Here are some recommendations,

1. Use OpenVINO's NPU Context: The NPU plugin requires using the Level Zero (L0) context provided by its Obtain this context from the compiled model:

auto npu_context = compiled_model.get_context().as<ov::intel_npu::level_zero::ZeroContext>();
ze_context_handle_t ze_ctx = npu_context.get();

Ensure Correct SYCL Device Selection: When creating the SYCL context, ensure the devices correspond to the NPU. Filter devices by type or name:

sycl::device npu_sycl_dev;
for (const auto& dev : sycl::device::get_devices(sycl::info::device_type::all)) {
    if (dev.is_accelerator() && /* check for NPU name if possible */) {
        npu_sycl_dev = dev;
        break;
    }
}
std::vector<sycl::device> sycl_devices = {npu_sycl_dev};

Create SYCL Context with L0 Handle:

sycl::backend_input_t<sycl::backend::ext_oneapi_level_zero, sycl::context> ctx_input{
    ze_ctx,
    sycl_devices,
    sycl::ext::oneapi::level_zero::ownership::keep  // Use 'keep' as OpenVINO manages the context
};
sycl::context sycl_ctx = sycl::make_context<sycl::backend::ext_oneapi_level_zero>(ctx_input);

2. Memory Allocation and Sharing

Allocate Memory via NPU Context: Use the L0 context from OpenVINO to allocate shared memory accessible by both SYCL and NPU:

// Example using SYCL USM allocation on the NPU context
void* shared_mem = sycl::malloc_shared(size, npu_sycl_dev, sycl_ctx);

Wrap as Remote Tensor: Use OpenVINO's Remote Tensor API to pass this memory for inference:

ov::RemoteTensor remote_tensor = compiled_model.create_remote_tensor();
// Configure remote_tensor to point to shared_mem using NPU-specific API

3. Cross-Device Memory Access (NPU ↔ GPU)

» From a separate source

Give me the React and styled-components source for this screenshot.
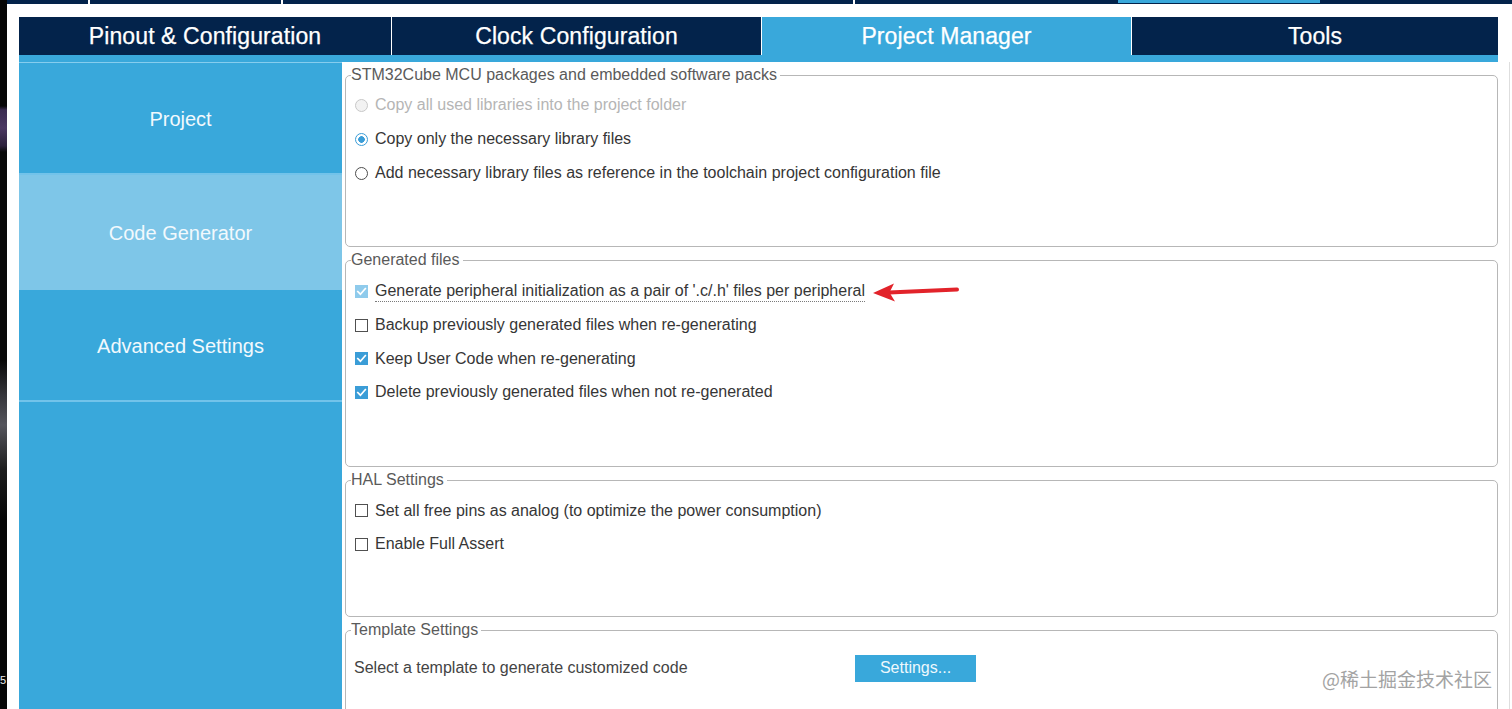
import React from "react";
import styled, { createGlobalStyle } from "styled-components";

const NAVY = "#03234b";
const BLUE = "#39a8db";
const CHECK_BLUE = "#3b9dd7";

const GlobalStyle = createGlobalStyle`
  html, body {
    margin: 0;
    padding: 0;
    background: #000;
  }
  body {
    font-family: "Liberation Sans", Arial, sans-serif;
    overflow: hidden;
  }
  *, *::before, *::after {
    box-sizing: border-box;
  }
`;

const Page = styled.div`
  position: relative;
  display: flex;
  width: 1512px;
  height: 709px;
  overflow: hidden;
`;

const DesktopEdge = styled.div`
  width: 7px;
  flex: none;
  display: flex;
  flex-direction: column;
  justify-content: flex-end;
  overflow: hidden;
  background: linear-gradient(
    to bottom,
    #060606 0px,
    #060606 106px,
    #3a2b50 110px,
    #4b3862 128px,
    #2c203b 146px,
    #080808 152px,
    #080808 360px,
    #35353a 395px,
    #55555c 425px,
    #1c1c1c 470px,
    #060606 520px,
    #060606 100%
  );
`;

const EdgeDigit = styled.span`
  color: #ececec;
  font-size: 11px;
  line-height: 14px;
  margin: 0 0 22px 0;
`;

const Window = styled.div`
  flex: 1;
  min-width: 0;
  display: flex;
  flex-direction: column;
  background: #fff;
`;

const Crumbs = styled.div`
  display: flex;
  height: 4px;
  flex: none;
  background: ${NAVY};
`;

const Crumb = styled.div`
  flex: ${(p) => (p.$w ? `0 0 ${p.$w}px` : "1")};
  height: ${(p) => (p.$active ? "3px" : "4px")};
  background: ${(p) => (p.$active ? BLUE : NAVY)};
  border-right: ${(p) => (p.$sep ? "2px solid #fff" : "0")};
`;

const Main = styled.div`
  flex: 1;
  min-height: 0;
  display: flex;
  flex-direction: column;
  padding: 13px 2px 0 12px;
`;

const TabBar = styled.div`
  display: flex;
  gap: 1px;
  height: 38px;
  flex: none;
  margin-right: 12px;
  background: #fff;
`;

const Tab = styled.div`
  flex: ${(p) => (p.$w ? `0 0 ${p.$w}px` : "1")};
  display: flex;
  align-items: center;
  justify-content: center;
  padding-top: 1px;
  background: ${(p) => (p.$active ? BLUE : NAVY)};
  color: #fff;
  font-size: 23px;
  letter-spacing: 0.1px;
  -webkit-text-stroke: 0.25px #fff;
`;

const TabRule = styled.div`
  height: 7px;
  flex: none;
  margin-right: 12px;
  background: ${BLUE};
`;

const Body = styled.div`
  flex: 1;
  min-height: 0;
  display: flex;
`;

const Sidebar = styled.nav`
  width: 323px;
  flex: none;
  display: flex;
  flex-direction: column;
  background: ${BLUE};
  border-top: 1px solid #86cdee;
`;

const SideItem = styled.div`
  height: ${(p) => p.$h}px;
  flex: none;
  display: flex;
  align-items: center;
  justify-content: center;
  padding-top: ${(p) => p.$pt || 0}px;
  font-size: 20px;
  color: #f2f9fd;
  background: ${(p) => (p.$active ? "#7ec6e8" : BLUE)};
  border-bottom: ${(p) => (p.$divider ? "2px solid #72c3ea" : "0")};
`;

const Content = styled.main`
  position: relative;
  flex: 1;
  min-width: 0;
  display: flex;
  flex-direction: column;
  gap: 4px;
  padding: 4px 11px 0 3px;
  border-right: 1px solid #dedede;
  overflow: hidden;
`;

const Option = styled.div`
  display: flex;
  align-items: center;
  gap: 7px;
  height: 33.5px;
  font-size: 16px;
  color: ${(p) => (p.$disabled ? "#b5b5b5" : "#363636")};
`;

const Group = styled.fieldset`
  flex: none;
  min-width: 0;
  height: ${(p) => p.$h}px;
  margin: 0;
  padding: ${(p) => p.$pt}px 9px 0 9px;
  border: 1px solid #b7b7b7;
  border-radius: 5px;

  ${Option} {
    height: ${(p) => p.$row || 33.5}px;
  }
`;

const Legend = styled.legend`
  margin-left: -4px;
  padding: 0 3px 0 0;
  font-size: 16px;
  line-height: 18px;
  color: #5a5a5a;
`;

const RadioMark = styled.span`
  width: 13px;
  height: 13px;
  flex: none;
  border-radius: 50%;
  border: 1px solid
    ${(p) => (p.$disabled ? "#c8c8c8" : p.$checked ? CHECK_BLUE : "#4d4d4d")};
  background: ${(p) =>
    p.$disabled
      ? "#f2f2f2"
      : p.$checked
      ? `radial-gradient(circle, ${CHECK_BLUE} 0 3px, #fff 3.6px)`
      : "#fff"};
`;

const BoxMark = styled.span`
  width: 13px;
  height: 13px;
  flex: none;
  display: inline-flex;
  align-items: center;
  justify-content: center;
  border: 1px solid ${(p) => (p.$checked ? "transparent" : "#505050")};
  background: ${(p) =>
    p.$checked ? (p.$muted ? "#8fcbec" : CHECK_BLUE) : "#fff"};
`;

const Tick = styled.svg`
  width: 11px;
  height: 11px;
  display: block;
`;

const DottedLabel = styled.span`
  line-height: 18px;
  padding-bottom: 1px;
  border-bottom: 1px dotted #7a7a7a;
`;

const Arrow = styled.svg`
  flex: none;
  width: 88px;
  height: 22px;
  margin-left: 1px;
  margin-top: 2px;
`;

const TemplateRow = styled.div`
  display: flex;
  align-items: center;
  height: 30px;
  font-size: 16px;
  color: #444;
`;

const TemplateText = styled.span`
  width: 501px;
  flex: none;
  margin-left: -1px;
`;

const SettingsButton = styled.button`
  width: 121px;
  height: 27px;
  padding: 0;
  border: 0;
  background: ${BLUE};
  color: #eef8fd;
  font-family: "Liberation Sans", Arial, sans-serif;
  font-size: 16px;
`;

const Watermark = styled.div`
  position: absolute;
  right: 20px;
  bottom: 19px;
  font-family: "Noto Sans CJK SC", "Liberation Sans", sans-serif;
  font-size: 19px;
  line-height: 22px;
  color: #a3a3a3;
  pointer-events: none;
`;

function Radio({ checked, disabled, children }) {
  return (
    <Option $disabled={disabled}>
      <RadioMark $checked={checked} $disabled={disabled} />
      <span>{children}</span>
    </Option>
  );
}

function Check({ checked, muted }) {
  return (
    <BoxMark $checked={checked} $muted={muted}>
      {checked && (
        <Tick viewBox="0 0 11 11">
          <path
            d="M1.8 5.6 L4.4 8.2 L9.3 2.6"
            fill="none"
            stroke="#fff"
            strokeWidth="1.7"
            strokeLinecap="square"
          />
        </Tick>
      )}
    </BoxMark>
  );
}

function CheckOption({ checked, muted, children }) {
  return (
    <Option>
      <Check checked={checked} muted={muted} />
      <span>{children}</span>
    </Option>
  );
}

export default function App() {
  return (
    <>
      <GlobalStyle />
      <Page>
        <DesktopEdge>
          <EdgeDigit>5</EdgeDigit>
        </DesktopEdge>
        <Window>
          <Crumbs>
            <Crumb $w={83} $sep />
            <Crumb $w={193} $sep />
            <Crumb $w={572} $sep />
            <Crumb $w={263} />
            <Crumb $w={202} $active />
            <Crumb />
          </Crumbs>
          <Main>
            <TabBar>
              <Tab $w={372}>Pinout &amp; Configuration</Tab>
              <Tab $w={369}>Clock Configuration</Tab>
              <Tab $w={369} $active>
                Project Manager
              </Tab>
              <Tab>Tools</Tab>
            </TabBar>
            <TabRule />
            <Body>
              <Sidebar>
                <SideItem $h={112} $pt={2} $divider>
                  Project
                </SideItem>
                <SideItem $h={115} $pt={2} $active>
                  Code Generator
                </SideItem>
                <SideItem $h={112} $pt={3} $divider>
                  Advanced Settings
                </SideItem>
              </Sidebar>
              <Content>
                <Group $h={181} $pt={4} $row={34}>
                  <Legend>STM32Cube MCU packages and embedded software packs</Legend>
                  <Radio disabled>Copy all used libraries into the project folder</Radio>
                  <Radio checked>Copy only the necessary library files</Radio>
                  <Radio>
                    Add necessary library files as reference in the toolchain project
                    configuration file
                  </Radio>
                </Group>
                <Group $h={216} $pt={6}>
                  <Legend>Generated files</Legend>
                  <Option>
                    <Check checked muted />
                    <DottedLabel>
                      Generate peripheral initialization as a pair of '.c/.h' files per
                      peripheral
                    </DottedLabel>
                    <Arrow viewBox="0 0 88 22">
                      <line
                        x1="16"
                        y1="10.6"
                        x2="84"
                        y2="7.6"
                        stroke="#e2232a"
                        strokeWidth="4"
                        strokeLinecap="round"
                      />
                      <path d="M0 11 L21 1.5 L16.5 10.6 L22 19.5 Z" fill="#e2232a" />
                    </Arrow>
                  </Option>
                  <CheckOption>Backup previously generated files when re-generating</CheckOption>
                  <CheckOption checked>Keep User Code when re-generating</CheckOption>
                  <CheckOption checked>
                    Delete previously generated files when not re-generated
                  </CheckOption>
                </Group>
                <Group $h={146} $pt={5}>
                  <Legend>HAL Settings</Legend>
                  <CheckOption>
                    Set all free pins as analog (to optimize the power consumption)
                  </CheckOption>
                  <CheckOption>Enable Full Assert</CheckOption>
                </Group>
                <Group $h={140} $pt={14}>
                  <Legend>Template Settings</Legend>
                  <TemplateRow>
                    <TemplateText>Select a template to generate customized code</TemplateText>
                    <SettingsButton>Settings...</SettingsButton>
                  </TemplateRow>
                </Group>
              </Content>
            </Body>
          </Main>
        </Window>
        <Watermark>@稀土掘金技术社区</Watermark>
      </Page>
    </>
  );
}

If the GPU and NPU share the same L0 context/driver and support cross-device memory, no copy is needed. This is hardware/driver-dependent. You can also use SYCL to copy between GPU and NPU buffers.

Regards,

Zul

Zulkifli_Intel · ‎04-04-2025

This thread will no longer be monitored since we have provided a solution. If you need any additional information from Intel, please submit a new question.